DIRECTIONS: Show each line of the data below that has the string "with" in it.

-- Start of DATA FOR THIS TASK --

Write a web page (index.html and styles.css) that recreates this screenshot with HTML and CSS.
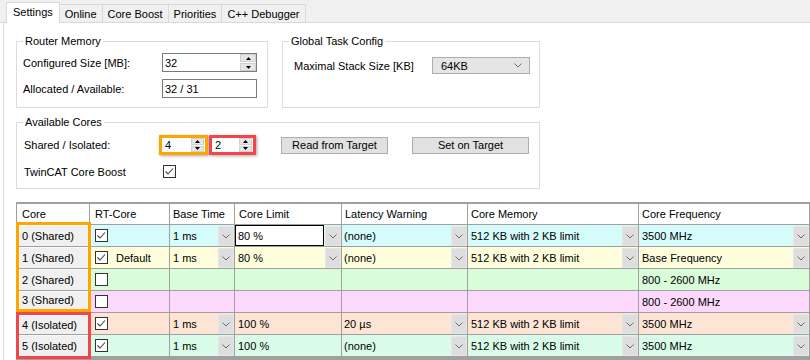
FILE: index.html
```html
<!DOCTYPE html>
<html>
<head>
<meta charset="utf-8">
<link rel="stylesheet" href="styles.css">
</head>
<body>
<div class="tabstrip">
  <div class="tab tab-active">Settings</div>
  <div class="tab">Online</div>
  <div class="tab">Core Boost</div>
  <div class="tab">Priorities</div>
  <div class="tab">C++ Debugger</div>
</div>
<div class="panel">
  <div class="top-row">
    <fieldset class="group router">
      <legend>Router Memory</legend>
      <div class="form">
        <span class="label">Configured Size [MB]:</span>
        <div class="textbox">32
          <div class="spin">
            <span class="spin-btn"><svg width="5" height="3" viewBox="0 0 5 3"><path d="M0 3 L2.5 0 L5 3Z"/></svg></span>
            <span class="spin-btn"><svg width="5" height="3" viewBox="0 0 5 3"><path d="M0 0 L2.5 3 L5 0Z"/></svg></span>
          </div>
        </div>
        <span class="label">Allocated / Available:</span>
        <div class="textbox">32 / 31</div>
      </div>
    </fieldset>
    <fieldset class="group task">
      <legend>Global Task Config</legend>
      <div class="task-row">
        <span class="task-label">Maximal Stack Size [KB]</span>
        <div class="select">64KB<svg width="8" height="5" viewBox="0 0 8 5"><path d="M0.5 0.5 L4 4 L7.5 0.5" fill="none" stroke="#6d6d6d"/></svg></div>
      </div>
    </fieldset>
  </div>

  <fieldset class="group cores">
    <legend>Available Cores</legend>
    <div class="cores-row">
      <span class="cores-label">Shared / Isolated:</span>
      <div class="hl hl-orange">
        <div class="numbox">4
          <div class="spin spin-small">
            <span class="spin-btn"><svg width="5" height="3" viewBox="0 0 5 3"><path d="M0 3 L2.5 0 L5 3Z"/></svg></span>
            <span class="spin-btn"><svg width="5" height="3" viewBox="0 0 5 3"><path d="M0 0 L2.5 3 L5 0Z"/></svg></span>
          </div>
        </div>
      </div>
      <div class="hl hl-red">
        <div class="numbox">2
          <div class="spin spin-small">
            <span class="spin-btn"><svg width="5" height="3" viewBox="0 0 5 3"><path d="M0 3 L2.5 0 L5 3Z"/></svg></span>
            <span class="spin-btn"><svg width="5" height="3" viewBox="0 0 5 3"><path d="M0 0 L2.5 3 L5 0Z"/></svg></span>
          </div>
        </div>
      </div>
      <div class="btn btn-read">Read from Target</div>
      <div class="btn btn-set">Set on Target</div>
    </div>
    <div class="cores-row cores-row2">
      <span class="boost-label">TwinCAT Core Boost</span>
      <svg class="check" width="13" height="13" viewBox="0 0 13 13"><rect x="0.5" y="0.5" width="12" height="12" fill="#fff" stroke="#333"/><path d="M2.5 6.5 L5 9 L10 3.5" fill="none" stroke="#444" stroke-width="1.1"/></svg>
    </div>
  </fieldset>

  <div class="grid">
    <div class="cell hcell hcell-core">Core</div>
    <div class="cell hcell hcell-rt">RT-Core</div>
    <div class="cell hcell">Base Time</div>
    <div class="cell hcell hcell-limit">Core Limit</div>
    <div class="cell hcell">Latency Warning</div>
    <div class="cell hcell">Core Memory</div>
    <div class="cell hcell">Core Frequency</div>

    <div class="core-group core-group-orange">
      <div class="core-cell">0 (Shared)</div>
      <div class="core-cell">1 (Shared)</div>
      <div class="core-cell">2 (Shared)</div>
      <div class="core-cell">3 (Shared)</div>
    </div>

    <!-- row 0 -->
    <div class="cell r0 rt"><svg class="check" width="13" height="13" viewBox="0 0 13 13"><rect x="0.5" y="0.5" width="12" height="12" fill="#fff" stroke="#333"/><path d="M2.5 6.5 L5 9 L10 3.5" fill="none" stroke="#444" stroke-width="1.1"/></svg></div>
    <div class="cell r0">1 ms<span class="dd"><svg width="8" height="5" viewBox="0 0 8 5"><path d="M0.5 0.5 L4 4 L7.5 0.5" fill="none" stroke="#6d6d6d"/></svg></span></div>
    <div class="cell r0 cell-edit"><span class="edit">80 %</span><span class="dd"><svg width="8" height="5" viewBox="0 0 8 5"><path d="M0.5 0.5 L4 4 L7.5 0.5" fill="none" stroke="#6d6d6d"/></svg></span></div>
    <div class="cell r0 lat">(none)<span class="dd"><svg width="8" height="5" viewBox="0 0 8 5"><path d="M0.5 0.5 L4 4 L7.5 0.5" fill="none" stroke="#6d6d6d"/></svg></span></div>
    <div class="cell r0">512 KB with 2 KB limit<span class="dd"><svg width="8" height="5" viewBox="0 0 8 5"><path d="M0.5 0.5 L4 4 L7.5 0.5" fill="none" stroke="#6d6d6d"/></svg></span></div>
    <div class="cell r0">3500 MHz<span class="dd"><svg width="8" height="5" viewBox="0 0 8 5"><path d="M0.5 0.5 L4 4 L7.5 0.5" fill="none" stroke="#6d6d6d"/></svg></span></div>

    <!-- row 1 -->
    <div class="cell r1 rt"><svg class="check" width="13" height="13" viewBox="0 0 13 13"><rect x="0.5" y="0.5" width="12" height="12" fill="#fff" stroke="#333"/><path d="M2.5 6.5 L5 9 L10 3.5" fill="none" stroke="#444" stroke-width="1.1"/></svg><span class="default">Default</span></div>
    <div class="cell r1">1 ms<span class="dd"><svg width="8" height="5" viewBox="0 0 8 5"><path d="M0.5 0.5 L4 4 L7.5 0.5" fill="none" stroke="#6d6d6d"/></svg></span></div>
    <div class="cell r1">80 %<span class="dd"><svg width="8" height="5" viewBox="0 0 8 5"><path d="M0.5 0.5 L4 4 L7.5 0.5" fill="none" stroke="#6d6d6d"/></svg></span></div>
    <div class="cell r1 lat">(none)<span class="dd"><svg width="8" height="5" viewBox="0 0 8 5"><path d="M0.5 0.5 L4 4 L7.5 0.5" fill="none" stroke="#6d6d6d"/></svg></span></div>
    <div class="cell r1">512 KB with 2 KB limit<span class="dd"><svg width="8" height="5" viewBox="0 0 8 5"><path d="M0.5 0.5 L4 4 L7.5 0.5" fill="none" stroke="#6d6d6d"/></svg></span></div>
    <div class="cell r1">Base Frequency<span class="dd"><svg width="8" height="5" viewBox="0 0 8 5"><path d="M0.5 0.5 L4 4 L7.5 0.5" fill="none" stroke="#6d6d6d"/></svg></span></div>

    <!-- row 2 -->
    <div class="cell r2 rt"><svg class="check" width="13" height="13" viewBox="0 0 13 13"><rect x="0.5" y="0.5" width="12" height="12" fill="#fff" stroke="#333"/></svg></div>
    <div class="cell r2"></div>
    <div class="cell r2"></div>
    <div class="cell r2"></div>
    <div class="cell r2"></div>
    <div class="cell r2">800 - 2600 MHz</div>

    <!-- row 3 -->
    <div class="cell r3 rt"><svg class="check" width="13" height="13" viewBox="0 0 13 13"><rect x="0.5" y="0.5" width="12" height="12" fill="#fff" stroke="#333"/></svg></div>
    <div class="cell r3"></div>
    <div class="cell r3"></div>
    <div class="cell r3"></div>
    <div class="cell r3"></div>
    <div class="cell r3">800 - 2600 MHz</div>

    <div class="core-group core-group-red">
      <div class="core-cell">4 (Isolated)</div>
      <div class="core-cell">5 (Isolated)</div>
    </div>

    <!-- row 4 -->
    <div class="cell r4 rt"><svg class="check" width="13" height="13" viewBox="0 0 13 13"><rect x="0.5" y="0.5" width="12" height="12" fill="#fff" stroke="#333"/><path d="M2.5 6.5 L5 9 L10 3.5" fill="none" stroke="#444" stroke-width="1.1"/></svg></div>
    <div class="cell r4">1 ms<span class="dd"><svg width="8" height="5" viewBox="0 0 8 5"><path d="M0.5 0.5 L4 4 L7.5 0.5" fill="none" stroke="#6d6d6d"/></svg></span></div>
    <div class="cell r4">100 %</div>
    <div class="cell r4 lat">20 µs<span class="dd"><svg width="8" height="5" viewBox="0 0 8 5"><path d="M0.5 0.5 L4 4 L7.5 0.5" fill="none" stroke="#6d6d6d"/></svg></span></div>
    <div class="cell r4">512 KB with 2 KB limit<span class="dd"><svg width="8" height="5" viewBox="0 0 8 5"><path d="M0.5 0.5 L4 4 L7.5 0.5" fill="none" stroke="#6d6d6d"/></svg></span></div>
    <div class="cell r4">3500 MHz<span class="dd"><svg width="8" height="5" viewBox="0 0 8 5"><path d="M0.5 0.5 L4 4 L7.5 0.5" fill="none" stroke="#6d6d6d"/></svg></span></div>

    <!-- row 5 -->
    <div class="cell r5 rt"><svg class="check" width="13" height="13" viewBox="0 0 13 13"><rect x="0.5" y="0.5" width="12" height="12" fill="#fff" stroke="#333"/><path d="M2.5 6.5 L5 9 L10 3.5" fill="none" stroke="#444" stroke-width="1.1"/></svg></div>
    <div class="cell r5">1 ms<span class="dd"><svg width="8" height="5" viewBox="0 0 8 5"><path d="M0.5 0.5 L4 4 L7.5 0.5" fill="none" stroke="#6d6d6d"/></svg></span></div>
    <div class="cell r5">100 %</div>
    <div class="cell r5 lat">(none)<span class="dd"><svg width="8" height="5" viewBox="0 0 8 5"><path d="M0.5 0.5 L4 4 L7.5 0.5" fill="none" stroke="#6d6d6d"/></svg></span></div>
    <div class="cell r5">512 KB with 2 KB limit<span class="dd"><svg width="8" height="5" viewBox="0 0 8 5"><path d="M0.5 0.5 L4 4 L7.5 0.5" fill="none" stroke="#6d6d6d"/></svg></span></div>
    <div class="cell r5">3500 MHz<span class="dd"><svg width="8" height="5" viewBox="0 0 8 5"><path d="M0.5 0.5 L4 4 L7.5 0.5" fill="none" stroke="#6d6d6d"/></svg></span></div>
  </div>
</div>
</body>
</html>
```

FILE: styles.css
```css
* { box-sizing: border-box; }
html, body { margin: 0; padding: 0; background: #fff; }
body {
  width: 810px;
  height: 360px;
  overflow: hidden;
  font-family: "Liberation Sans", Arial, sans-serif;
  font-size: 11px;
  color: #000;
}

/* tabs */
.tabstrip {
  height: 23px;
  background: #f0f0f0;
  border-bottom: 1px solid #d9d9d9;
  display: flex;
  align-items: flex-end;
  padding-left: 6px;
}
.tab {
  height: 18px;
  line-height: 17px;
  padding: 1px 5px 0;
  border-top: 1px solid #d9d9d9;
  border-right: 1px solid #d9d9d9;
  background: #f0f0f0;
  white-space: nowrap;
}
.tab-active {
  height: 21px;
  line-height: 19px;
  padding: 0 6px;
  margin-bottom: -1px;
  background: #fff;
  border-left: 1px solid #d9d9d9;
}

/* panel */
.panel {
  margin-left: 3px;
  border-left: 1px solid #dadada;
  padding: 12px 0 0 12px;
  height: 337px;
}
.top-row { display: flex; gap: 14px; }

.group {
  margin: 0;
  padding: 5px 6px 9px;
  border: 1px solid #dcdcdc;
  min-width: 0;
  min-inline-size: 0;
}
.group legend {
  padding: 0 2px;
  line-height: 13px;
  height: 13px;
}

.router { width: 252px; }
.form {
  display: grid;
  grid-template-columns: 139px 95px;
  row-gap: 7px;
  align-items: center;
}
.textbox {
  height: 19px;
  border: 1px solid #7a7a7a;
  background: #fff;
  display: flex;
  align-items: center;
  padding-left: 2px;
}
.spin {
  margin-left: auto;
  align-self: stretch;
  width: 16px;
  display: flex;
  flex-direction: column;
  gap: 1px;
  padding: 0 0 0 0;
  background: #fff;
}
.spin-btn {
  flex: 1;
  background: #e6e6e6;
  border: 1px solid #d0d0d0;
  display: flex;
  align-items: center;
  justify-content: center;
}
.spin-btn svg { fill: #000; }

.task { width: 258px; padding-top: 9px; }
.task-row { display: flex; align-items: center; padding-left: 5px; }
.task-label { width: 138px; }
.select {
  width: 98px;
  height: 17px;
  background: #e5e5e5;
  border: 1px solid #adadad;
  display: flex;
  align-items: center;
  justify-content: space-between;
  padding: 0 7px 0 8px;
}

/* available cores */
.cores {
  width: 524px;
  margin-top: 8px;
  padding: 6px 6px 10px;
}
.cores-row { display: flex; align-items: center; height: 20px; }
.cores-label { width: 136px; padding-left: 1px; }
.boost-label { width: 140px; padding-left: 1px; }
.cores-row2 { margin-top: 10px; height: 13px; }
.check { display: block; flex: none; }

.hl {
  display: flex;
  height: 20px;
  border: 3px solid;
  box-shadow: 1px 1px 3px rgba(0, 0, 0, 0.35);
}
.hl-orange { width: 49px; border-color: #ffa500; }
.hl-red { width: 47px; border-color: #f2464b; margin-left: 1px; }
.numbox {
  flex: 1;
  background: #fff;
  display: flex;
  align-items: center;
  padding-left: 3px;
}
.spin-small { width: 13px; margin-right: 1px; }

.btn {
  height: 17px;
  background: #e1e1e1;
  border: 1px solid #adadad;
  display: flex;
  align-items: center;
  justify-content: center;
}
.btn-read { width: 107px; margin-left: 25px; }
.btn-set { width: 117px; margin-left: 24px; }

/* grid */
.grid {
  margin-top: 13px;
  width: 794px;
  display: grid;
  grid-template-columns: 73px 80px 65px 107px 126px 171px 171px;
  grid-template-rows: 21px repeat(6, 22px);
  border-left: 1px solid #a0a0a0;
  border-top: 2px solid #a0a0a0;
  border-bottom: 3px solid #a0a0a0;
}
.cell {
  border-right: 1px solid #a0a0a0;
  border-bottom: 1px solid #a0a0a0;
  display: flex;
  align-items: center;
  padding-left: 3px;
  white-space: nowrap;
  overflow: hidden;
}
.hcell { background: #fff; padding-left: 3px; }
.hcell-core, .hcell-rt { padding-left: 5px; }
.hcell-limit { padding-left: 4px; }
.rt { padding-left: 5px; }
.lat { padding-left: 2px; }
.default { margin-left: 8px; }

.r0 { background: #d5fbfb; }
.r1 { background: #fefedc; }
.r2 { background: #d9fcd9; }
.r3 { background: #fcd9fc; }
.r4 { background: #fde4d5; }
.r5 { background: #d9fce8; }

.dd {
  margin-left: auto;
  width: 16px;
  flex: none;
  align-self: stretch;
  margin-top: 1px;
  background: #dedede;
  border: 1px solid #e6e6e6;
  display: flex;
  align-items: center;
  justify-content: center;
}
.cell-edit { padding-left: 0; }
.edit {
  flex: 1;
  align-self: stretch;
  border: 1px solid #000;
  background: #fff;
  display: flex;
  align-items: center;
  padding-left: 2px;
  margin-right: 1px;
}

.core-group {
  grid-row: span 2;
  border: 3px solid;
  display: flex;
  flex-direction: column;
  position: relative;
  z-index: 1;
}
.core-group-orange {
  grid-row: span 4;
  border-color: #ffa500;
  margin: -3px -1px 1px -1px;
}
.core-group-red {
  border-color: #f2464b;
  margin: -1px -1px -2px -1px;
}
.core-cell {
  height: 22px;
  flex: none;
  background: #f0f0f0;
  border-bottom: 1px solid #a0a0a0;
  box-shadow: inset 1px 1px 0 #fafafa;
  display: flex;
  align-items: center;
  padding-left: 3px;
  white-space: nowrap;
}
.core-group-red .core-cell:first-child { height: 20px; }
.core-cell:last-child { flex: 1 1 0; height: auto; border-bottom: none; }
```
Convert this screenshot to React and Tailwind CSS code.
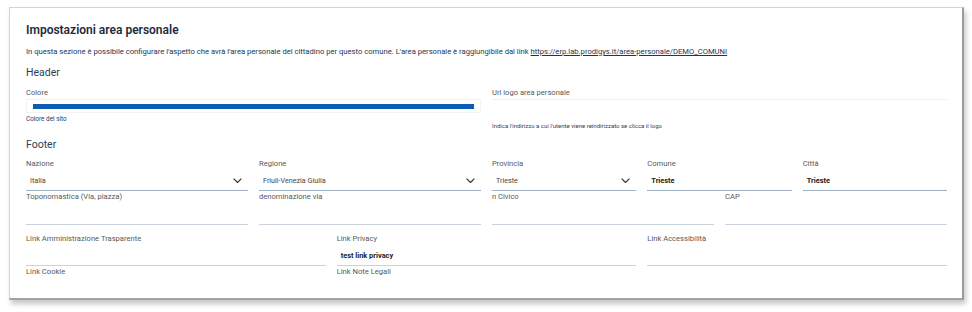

-- End of DATA FOR THIS TASK --

RESULT FOR THIS EXERCISE:
Write a web page (index.html and styles.css) that recreates this screenshot with HTML and CSS.
    <div class="cell r0">512 KB with 2 KB limit<span class="dd"><svg width="8" height="5" viewBox="0 0 8 5"><path d="M0.5 0.5 L4 4 L7.5 0.5" fill="none" stroke="#6d6d6d"/></svg></span></div>
    <div class="cell r1">512 KB with 2 KB limit<span class="dd"><svg width="8" height="5" viewBox="0 0 8 5"><path d="M0.5 0.5 L4 4 L7.5 0.5" fill="none" stroke="#6d6d6d"/></svg></span></div>
    <div class="cell r4">512 KB with 2 KB limit<span class="dd"><svg width="8" height="5" viewBox="0 0 8 5"><path d="M0.5 0.5 L4 4 L7.5 0.5" fill="none" stroke="#6d6d6d"/></svg></span></div>
    <div class="cell r5">512 KB with 2 KB limit<span class="dd"><svg width="8" height="5" viewBox="0 0 8 5"><path d="M0.5 0.5 L4 4 L7.5 0.5" fill="none" stroke="#6d6d6d"/></svg></span></div>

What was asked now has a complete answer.